For reasons which I have already given, there is no merit in the complaint that the PB ought to have made an attempt at local resolution.

22.

This leaves the final ground:

The recommendation arose from a single, isolated incident in which the Claimant was acting alone as a single member panel, and no or no sufficient consideration was given to alternative sanctions.

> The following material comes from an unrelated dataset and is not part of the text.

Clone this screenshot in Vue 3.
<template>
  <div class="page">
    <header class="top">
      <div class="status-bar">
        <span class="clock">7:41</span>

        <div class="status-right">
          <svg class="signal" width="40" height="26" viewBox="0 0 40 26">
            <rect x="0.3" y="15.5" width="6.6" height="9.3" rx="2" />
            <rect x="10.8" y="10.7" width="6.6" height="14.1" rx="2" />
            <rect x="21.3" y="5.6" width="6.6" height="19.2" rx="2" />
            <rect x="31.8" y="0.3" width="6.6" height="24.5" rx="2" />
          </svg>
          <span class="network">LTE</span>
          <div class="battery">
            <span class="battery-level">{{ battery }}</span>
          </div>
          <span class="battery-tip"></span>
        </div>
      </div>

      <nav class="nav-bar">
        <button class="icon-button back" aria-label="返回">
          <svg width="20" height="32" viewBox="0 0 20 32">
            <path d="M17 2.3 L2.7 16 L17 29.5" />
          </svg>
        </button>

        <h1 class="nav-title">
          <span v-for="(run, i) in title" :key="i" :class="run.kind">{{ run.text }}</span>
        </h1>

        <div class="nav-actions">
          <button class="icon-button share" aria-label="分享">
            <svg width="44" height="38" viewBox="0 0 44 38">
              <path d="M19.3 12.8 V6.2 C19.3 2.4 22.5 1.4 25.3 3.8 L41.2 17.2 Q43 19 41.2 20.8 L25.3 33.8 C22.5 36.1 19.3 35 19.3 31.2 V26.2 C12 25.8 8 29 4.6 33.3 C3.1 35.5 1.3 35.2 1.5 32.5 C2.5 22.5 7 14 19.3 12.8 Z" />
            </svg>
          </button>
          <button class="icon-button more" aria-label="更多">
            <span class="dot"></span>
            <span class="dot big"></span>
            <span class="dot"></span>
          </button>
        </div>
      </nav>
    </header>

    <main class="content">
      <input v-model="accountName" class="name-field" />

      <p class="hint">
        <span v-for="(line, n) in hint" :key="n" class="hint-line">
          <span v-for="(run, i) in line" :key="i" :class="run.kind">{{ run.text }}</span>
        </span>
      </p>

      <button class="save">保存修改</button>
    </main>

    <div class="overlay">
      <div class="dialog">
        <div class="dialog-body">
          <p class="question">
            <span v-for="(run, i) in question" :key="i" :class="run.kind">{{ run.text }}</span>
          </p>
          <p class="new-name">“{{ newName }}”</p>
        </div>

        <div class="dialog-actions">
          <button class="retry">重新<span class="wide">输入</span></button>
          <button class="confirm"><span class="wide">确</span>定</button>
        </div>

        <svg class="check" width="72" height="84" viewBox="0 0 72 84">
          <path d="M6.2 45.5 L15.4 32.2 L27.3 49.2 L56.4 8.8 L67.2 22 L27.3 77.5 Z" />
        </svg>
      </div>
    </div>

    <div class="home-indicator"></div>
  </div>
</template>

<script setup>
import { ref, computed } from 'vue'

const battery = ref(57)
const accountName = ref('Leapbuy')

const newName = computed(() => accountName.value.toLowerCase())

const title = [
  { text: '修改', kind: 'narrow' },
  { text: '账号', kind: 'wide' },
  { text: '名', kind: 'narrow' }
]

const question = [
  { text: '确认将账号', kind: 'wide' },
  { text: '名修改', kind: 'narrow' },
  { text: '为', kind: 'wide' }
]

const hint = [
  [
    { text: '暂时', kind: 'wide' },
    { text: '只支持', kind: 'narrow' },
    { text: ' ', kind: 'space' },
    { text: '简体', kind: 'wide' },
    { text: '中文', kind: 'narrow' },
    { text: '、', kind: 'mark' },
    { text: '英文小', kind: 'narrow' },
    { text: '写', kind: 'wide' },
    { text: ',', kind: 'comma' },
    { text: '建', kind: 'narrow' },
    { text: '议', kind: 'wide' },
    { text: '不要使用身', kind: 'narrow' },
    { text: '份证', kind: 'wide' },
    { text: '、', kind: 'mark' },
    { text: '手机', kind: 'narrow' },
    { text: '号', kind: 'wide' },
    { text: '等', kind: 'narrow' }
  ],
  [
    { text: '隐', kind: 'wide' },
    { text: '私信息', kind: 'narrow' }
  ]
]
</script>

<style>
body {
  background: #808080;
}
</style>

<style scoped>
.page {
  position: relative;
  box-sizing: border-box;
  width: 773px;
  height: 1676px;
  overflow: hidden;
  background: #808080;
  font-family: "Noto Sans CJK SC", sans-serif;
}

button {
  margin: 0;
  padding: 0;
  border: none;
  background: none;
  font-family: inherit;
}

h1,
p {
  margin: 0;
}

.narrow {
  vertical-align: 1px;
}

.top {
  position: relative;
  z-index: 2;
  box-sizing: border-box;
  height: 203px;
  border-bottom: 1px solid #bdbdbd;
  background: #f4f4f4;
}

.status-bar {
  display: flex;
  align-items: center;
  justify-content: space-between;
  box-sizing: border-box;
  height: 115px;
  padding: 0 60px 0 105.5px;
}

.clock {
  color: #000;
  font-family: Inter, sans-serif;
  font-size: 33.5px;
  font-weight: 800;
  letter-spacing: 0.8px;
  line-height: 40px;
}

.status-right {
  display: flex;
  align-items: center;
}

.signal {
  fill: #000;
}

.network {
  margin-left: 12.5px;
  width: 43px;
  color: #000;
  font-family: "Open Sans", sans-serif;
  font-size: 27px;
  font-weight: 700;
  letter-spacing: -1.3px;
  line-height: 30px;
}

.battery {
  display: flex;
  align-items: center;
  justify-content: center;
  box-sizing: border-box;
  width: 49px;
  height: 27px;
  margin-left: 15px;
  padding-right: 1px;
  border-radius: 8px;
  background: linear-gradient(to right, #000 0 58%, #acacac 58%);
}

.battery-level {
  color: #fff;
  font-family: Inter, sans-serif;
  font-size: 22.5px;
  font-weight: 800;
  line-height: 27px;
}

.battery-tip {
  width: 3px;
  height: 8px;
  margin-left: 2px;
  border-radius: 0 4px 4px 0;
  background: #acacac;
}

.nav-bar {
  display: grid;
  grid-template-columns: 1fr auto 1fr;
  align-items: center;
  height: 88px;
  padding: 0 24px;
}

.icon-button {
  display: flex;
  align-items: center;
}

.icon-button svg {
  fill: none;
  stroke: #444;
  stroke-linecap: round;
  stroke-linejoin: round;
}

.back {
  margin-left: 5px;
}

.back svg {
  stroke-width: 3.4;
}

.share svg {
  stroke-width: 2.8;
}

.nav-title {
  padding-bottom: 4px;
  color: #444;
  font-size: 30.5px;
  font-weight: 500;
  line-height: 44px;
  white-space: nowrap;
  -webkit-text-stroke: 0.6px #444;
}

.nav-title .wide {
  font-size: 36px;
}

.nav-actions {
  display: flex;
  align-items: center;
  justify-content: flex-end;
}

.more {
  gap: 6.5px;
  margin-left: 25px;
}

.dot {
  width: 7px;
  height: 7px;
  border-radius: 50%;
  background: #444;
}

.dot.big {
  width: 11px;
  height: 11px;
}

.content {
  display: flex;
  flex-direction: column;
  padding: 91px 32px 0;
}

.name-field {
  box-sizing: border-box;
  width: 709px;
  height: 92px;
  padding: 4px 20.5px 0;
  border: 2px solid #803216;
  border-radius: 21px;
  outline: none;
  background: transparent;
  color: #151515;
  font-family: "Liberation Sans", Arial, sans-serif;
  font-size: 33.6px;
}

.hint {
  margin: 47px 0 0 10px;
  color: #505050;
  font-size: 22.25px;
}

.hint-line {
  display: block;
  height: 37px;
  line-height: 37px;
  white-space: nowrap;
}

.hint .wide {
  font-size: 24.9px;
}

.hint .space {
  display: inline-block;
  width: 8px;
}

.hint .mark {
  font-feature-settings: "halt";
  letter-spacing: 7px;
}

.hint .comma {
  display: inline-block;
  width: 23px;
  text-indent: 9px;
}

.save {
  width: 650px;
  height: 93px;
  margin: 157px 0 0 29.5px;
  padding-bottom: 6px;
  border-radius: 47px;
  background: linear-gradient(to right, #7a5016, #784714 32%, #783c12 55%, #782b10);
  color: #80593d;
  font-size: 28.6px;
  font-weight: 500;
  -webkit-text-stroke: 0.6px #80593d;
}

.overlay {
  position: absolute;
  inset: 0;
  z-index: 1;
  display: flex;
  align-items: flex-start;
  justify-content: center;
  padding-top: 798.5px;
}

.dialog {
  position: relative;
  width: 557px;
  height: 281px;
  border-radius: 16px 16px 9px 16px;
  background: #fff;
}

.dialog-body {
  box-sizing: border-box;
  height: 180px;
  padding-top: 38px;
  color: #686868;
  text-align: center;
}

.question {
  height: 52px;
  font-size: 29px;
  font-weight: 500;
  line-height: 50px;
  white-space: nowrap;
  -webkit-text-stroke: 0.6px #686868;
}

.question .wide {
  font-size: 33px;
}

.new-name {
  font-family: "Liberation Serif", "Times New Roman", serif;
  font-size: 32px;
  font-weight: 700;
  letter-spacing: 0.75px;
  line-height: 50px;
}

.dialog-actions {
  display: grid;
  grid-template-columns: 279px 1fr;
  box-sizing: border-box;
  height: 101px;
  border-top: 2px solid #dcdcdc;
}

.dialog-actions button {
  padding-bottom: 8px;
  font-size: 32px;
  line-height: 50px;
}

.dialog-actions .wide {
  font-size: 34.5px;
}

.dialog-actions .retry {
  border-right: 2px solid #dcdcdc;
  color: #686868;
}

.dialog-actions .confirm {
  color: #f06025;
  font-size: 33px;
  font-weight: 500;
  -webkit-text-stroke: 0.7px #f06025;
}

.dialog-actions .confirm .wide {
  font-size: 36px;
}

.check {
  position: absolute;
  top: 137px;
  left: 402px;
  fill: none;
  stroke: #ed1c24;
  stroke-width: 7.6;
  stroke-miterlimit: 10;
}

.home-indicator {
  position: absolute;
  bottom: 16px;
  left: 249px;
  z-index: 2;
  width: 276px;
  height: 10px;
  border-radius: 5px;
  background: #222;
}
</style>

I readily appreciate that the claimant faces an uphill challenge in persuading the court that the Panel’s choice of sanction was so flawed as to be properly reviewable within the constraints of judicial review. As the Panel rightly pointed out, this was a release decision resulting from an act of gross negligence which had the potential to compromise public protection and undermine the public confidence in the PB.

23.

It must be said, however, that the detail behind the Panel’s reasoning was relatively sparse. In particular, little or no reference was made to any of the following:

(i)

Why, despite the noted and undoubted seriousness of the claimant’s conduct, no measures short of termination had fallen to be considered and why, if considered, they had been rejected. (I note, in passing, that it may have been open to the Panel to have considered that the claimant’s untruthful explanation for what she had done (the coversheet policy) may have militated against the suitability of a lesser sanction but no such conclusion, had it been reached, was articulated.)

(ii)

Any matters of personal mitigation relating, by way of example only, to the claimant’s ill-health and years of service.

(iii)

The fact that when another Panel Member reviewed WP’s file, they, too, concluded that WP should be released, notwithstanding correction of the error made by the claimant.

24.

Furthermore, there was an unresolved issue between the parties as to the relevance of the distinct legal and procedural framework within which the decision to terminate was made. At one end of the spectrum, it was argued before me, on behalf of the claimant, that a greater degree of reticence was called for to take into account the quasi-judicial nature of the functions performed by members of the PB. At the other, it was suggested by the PB that the potentially serious consequences of a single act of gross negligence were more likely to undermine the confidence of the public than would actions taken by those performing less critical functions and would thereby strengthen the justification for a more robust approach to termination.

25.

In my view, whether or not termination fell within the legitimate parameters of the defendant’s options in this case may depend upon where those parameters are drawn.

26.

It would be inappropriate, within the scope of a permission renewal hearing, for me to pass any finely articulated view on the relative merits of the respective contentions of the parties. However, I conclude that there is, at least, an arguable claim on the final ground. The claimant should not, however, allow this conclusion to generate undue optimism as to her prospects of eventual success.

27.

Accordingly, I give permission only on the final ground and refuse permission on all those which precede it.